Observations are multiple: they include the vast range of available analytics, again at two levels: how a piece of contents is faring in general (against the background noise or the competition), and how each individual reader behaves. Here, things become interesting.


Models are then fed with a mix of statistical and behavioral data such as: “Stories [x] containing [semantic footprint] perform well against context [of this type of information].” Or: Reader #453.09809 is currently interested by [topics], but she has on her radar this [low-noise topic] that is small but growing.


Predictions detect both contents and topics that have the best lift in the news cycle and pique the reader’s interest, dynamically, in real time.


Actions will then range form—putting stories or videos in front of the audience, specifically at the individual level. Personalization will shift from passive (the system serves stories based of the presumed and generally static reader profile) to dynamic (based on current and predicted interest).

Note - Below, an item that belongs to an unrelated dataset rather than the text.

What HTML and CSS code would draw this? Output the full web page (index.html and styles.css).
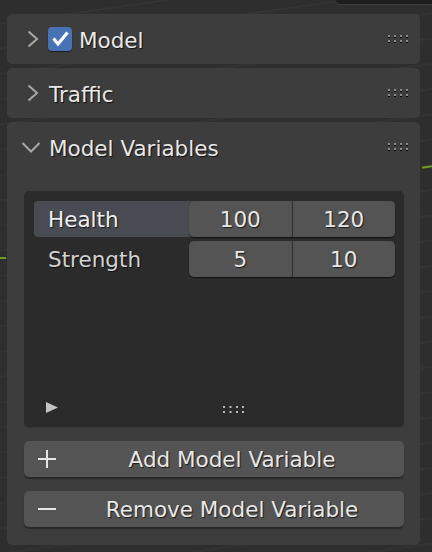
FILE: index.html
```html
<!DOCTYPE html>
<html>
<head>
<meta charset="utf-8">
<link rel="stylesheet" href="styles.css">
</head>
<body>
<div class="screen">
  <div class="topbar"></div>
  <div class="grass grass-left"></div>
  <div class="grass grass-right"></div>
  <div class="panels">
    <section class="panel">
      <div class="header">
        <svg class="chev" width="20" height="18" viewBox="0 0 20 18"><polyline points="7.5,1.5 16,9 7.5,16.5" fill="none" stroke="#a8a8a8" stroke-width="2"/></svg>
        <span class="checkbox"><svg width="24" height="24" viewBox="0 0 24 24"><polyline points="5.5,11.5 10,17 19.5,5.5" fill="none" stroke="#fff" stroke-width="3.2"/></svg></span>
        <span class="title title-check">Model</span>
        <svg class="grip" width="20" height="9" viewBox="0 0 20 9"><g fill="#8c8c8c"><rect x="0" y="0" width="2" height="2"/><rect x="6" y="0" width="2" height="2"/><rect x="12" y="0" width="2" height="2"/><rect x="18" y="0" width="2" height="2"/><rect x="0" y="5" width="2" height="2"/><rect x="6" y="5" width="2" height="2"/><rect x="12" y="5" width="2" height="2"/><rect x="18" y="5" width="2" height="2"/></g><g fill="#000"><rect x="0" y="2" width="2" height="1"/><rect x="6" y="2" width="2" height="1"/><rect x="12" y="2" width="2" height="1"/><rect x="18" y="2" width="2" height="1"/><rect x="0" y="7" width="2" height="1"/><rect x="6" y="7" width="2" height="1"/><rect x="12" y="7" width="2" height="1"/><rect x="18" y="7" width="2" height="1"/></g></svg>
      </div>
    </section>
    <section class="panel">
      <div class="header">
        <svg class="chev" width="20" height="18" viewBox="0 0 20 18"><polyline points="7.5,1.5 16,9 7.5,16.5" fill="none" stroke="#a8a8a8" stroke-width="2"/></svg>
        <span class="title">Traffic</span>
        <svg class="grip" width="20" height="9" viewBox="0 0 20 9"><g fill="#8c8c8c"><rect x="0" y="0" width="2" height="2"/><rect x="6" y="0" width="2" height="2"/><rect x="12" y="0" width="2" height="2"/><rect x="18" y="0" width="2" height="2"/><rect x="0" y="5" width="2" height="2"/><rect x="6" y="5" width="2" height="2"/><rect x="12" y="5" width="2" height="2"/><rect x="18" y="5" width="2" height="2"/></g><g fill="#000"><rect x="0" y="2" width="2" height="1"/><rect x="6" y="2" width="2" height="1"/><rect x="12" y="2" width="2" height="1"/><rect x="18" y="2" width="2" height="1"/><rect x="0" y="7" width="2" height="1"/><rect x="6" y="7" width="2" height="1"/><rect x="12" y="7" width="2" height="1"/><rect x="18" y="7" width="2" height="1"/></g></svg>
      </div>
    </section>
    <section class="panel panel-open">
      <div class="header">
        <svg class="chev" width="20" height="18" viewBox="0 0 20 18"><polyline points="1.5,5 10,13.5 18.5,5" fill="none" stroke="#a8a8a8" stroke-width="2"/></svg>
        <span class="title">Model Variables</span>
        <svg class="grip" width="20" height="9" viewBox="0 0 20 9"><g fill="#8c8c8c"><rect x="0" y="0" width="2" height="2"/><rect x="6" y="0" width="2" height="2"/><rect x="12" y="0" width="2" height="2"/><rect x="18" y="0" width="2" height="2"/><rect x="0" y="5" width="2" height="2"/><rect x="6" y="5" width="2" height="2"/><rect x="12" y="5" width="2" height="2"/><rect x="18" y="5" width="2" height="2"/></g><g fill="#000"><rect x="0" y="2" width="2" height="1"/><rect x="6" y="2" width="2" height="1"/><rect x="12" y="2" width="2" height="1"/><rect x="18" y="2" width="2" height="1"/><rect x="0" y="7" width="2" height="1"/><rect x="6" y="7" width="2" height="1"/><rect x="12" y="7" width="2" height="1"/><rect x="18" y="7" width="2" height="1"/></g></svg>
      </div>
      <div class="body">
        <div class="list">
          <div class="row row-active">
            <span class="label">Health</span>
            <div class="fields"><span class="field">100</span><span class="field">120</span></div>
          </div>
          <div class="row">
            <span class="label label-dim">Strength</span>
            <div class="fields"><span class="field">5</span><span class="field">10</span></div>
          </div>
          <div class="list-footer">
            <svg class="play" width="12" height="11" viewBox="0 0 12 11"><polygon points="0,0 12,5.5 0,11" fill="#c4c4c4"/></svg>
            <svg class="list-grip" width="21" height="8" viewBox="0 0 21 8"><g fill="#b8b8b8"><rect x="0" y="0" width="2" height="2"/><rect x="6.5" y="0" width="2" height="2"/><rect x="13" y="0" width="2" height="2"/><rect x="19" y="0" width="2" height="2"/><rect x="0" y="5" width="2" height="2"/><rect x="6.5" y="5" width="2" height="2"/><rect x="13" y="5" width="2" height="2"/><rect x="19" y="5" width="2" height="2"/></g></svg>
          </div>
        </div>
        <div class="button">
          <svg class="btn-icon" width="18" height="18" viewBox="0 0 18 18"><path d="M9 0V18M0 9H18" stroke="#e4e4e4" stroke-width="2" fill="none"/></svg>
          <span class="btn-text">Add Model Variable</span>
        </div>
        <div class="button">
          <svg class="btn-icon" width="18" height="18" viewBox="0 0 18 18"><path d="M0 9H18" stroke="#e4e4e4" stroke-width="2" fill="none"/></svg>
          <span class="btn-text">Remove Model Variable</span>
        </div>
      </div>
    </section>
  </div>
</div>
</body>
</html>
```

FILE: styles.css
```css
html, body {
  margin: 0;
  padding: 0;
}
body {
  width: 432px;
  height: 552px;
  overflow: hidden;
  background: #2f2f2f;
  font-family: "DejaVu Sans", "Liberation Sans", sans-serif;
  font-size: 21.5px;
  color: #e8e8e8;
}
.screen {
  position: relative;
  width: 432px;
  height: 552px;
  overflow: hidden;
  background:
    repeating-linear-gradient(172deg, rgba(255,255,255,0) 0px, rgba(255,255,255,0) 22px, rgba(255,255,255,0.035) 23px, rgba(255,255,255,0) 25px),
    #2e2e2e;
}
.topbar {
  position: absolute;
  left: 334px;
  top: -12px;
  width: 110px;
  height: 15px;
  background: #1e1e1e;
  border: 1px solid #3e3e3e;
  border-radius: 6px;
}
.grass {
  position: absolute;
  height: 2px;
  background: #6f9a2c;
}
.grass-left {
  left: 0;
  top: 257px;
  width: 6px;
}
.grass-right {
  left: 422px;
  top: 166px;
  width: 10px;
  transform: rotate(-8deg);
}
.panels {
  display: flex;
  flex-direction: column;
  gap: 4px;
  padding: 14px 0 0 7px;
  width: 413px;
}
.panel {
  background: #3d3d3d;
  border-radius: 5px;
}
.header {
  height: 50px;
  display: flex;
  align-items: center;
  padding: 0 12px 0 14px;
}
.chev {
  flex: none;
  display: block;
}
.title {
  margin-left: 8px;
  flex: 1;
  line-height: 1;
  text-shadow: 1px 1px 1px rgba(0,0,0,0.75);
  padding-top: 4px;
}
.title-check {
  margin-left: 7px;
}
.checkbox {
  flex: none;
  width: 24px;
  height: 24px;
  margin-left: 7px;
  background: #4772b3;
  border-radius: 4px;
  box-shadow: 0 1px 1px rgba(0,0,0,0.6);
}
.checkbox svg {
  display: block;
}
.grip {
  flex: none;
  display: block;
}
.body {
  display: flex;
  flex-direction: column;
  gap: 14px;
  padding: 19px 16px 18px 17px;
}
.list {
  height: 236px;
  background: #2b2b2b;
  border-radius: 5px;
  box-shadow: 0 1px 0 #333;
  display: flex;
  flex-direction: column;
  gap: 4px;
  padding: 10px 9px 9px 10px;
  box-sizing: border-box;
}
.row {
  height: 36px;
  display: flex;
  align-items: center;
  border-radius: 4px;
}
.row-active {
  background: #484b51;
}
.label {
  flex: 1;
  padding-left: 14px;
  text-shadow: 1px 1px 1px rgba(0,0,0,0.7);
  color: #f0f0f0;
}
.label-dim {
  color: #d2d2d2;
}
.fields {
  width: 206px;
  height: 36px;
  display: flex;
  gap: 1px;
  background: #2c2c2c;
  border-radius: 5px;
  overflow: hidden;
  box-shadow: 0 1px 1px rgba(0,0,0,0.6);
}
.field {
  flex: 1;
  display: flex;
  align-items: center;
  justify-content: center;
  background: #545454;
  text-shadow: 1px 1px 1px rgba(0,0,0,0.7);
}
.list-footer {
  margin-top: auto;
  height: 20px;
  display: flex;
  align-items: center;
}
.play {
  display: block;
  margin-left: 12px;
  margin-top: -1px;
}
.list-grip {
  display: block;
  margin-left: 165px;
  margin-top: 3px;
}
.button {
  height: 36px;
  display: flex;
  align-items: center;
  background: #545454;
  border-radius: 5px;
  box-shadow: 0 2px 1px rgba(0,0,0,0.35);
  padding-left: 14px;
}
.btn-icon {
  display: block;
  flex: none;
  margin-right: 4px;
}
.btn-text {
  flex: 1;
  text-align: center;
  text-shadow: 1px 1px 1px rgba(0,0,0,0.7);
}
```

Demis Hassabis makes clear that enhanced personalization is on DeepMind’s roadmap: “Personalization doesn’t work very well. It currently sums up to averaging the crowd as opposed to adapting to the human individual.”

It would be unrealistic to see a news outlet developing such an A.I.-based recommendation engine on its own, but we could easily foresee companies already working on A.I. selling it as SaaS (Software as a Service).

A new generation of powerful recommendation engines could greatly benefit the news industry. It would ensure much higher reader loyalty, reinforce brand trust (it recommends stories that are both good and relevant), and help build deeper and more consistent news packages while giving a new life to archives.

Who will jump on the opportunity? Probably those who are the most prone to invest in tech. I would guess Buzzfeed and the Jeff Bezos-owned Washington Post.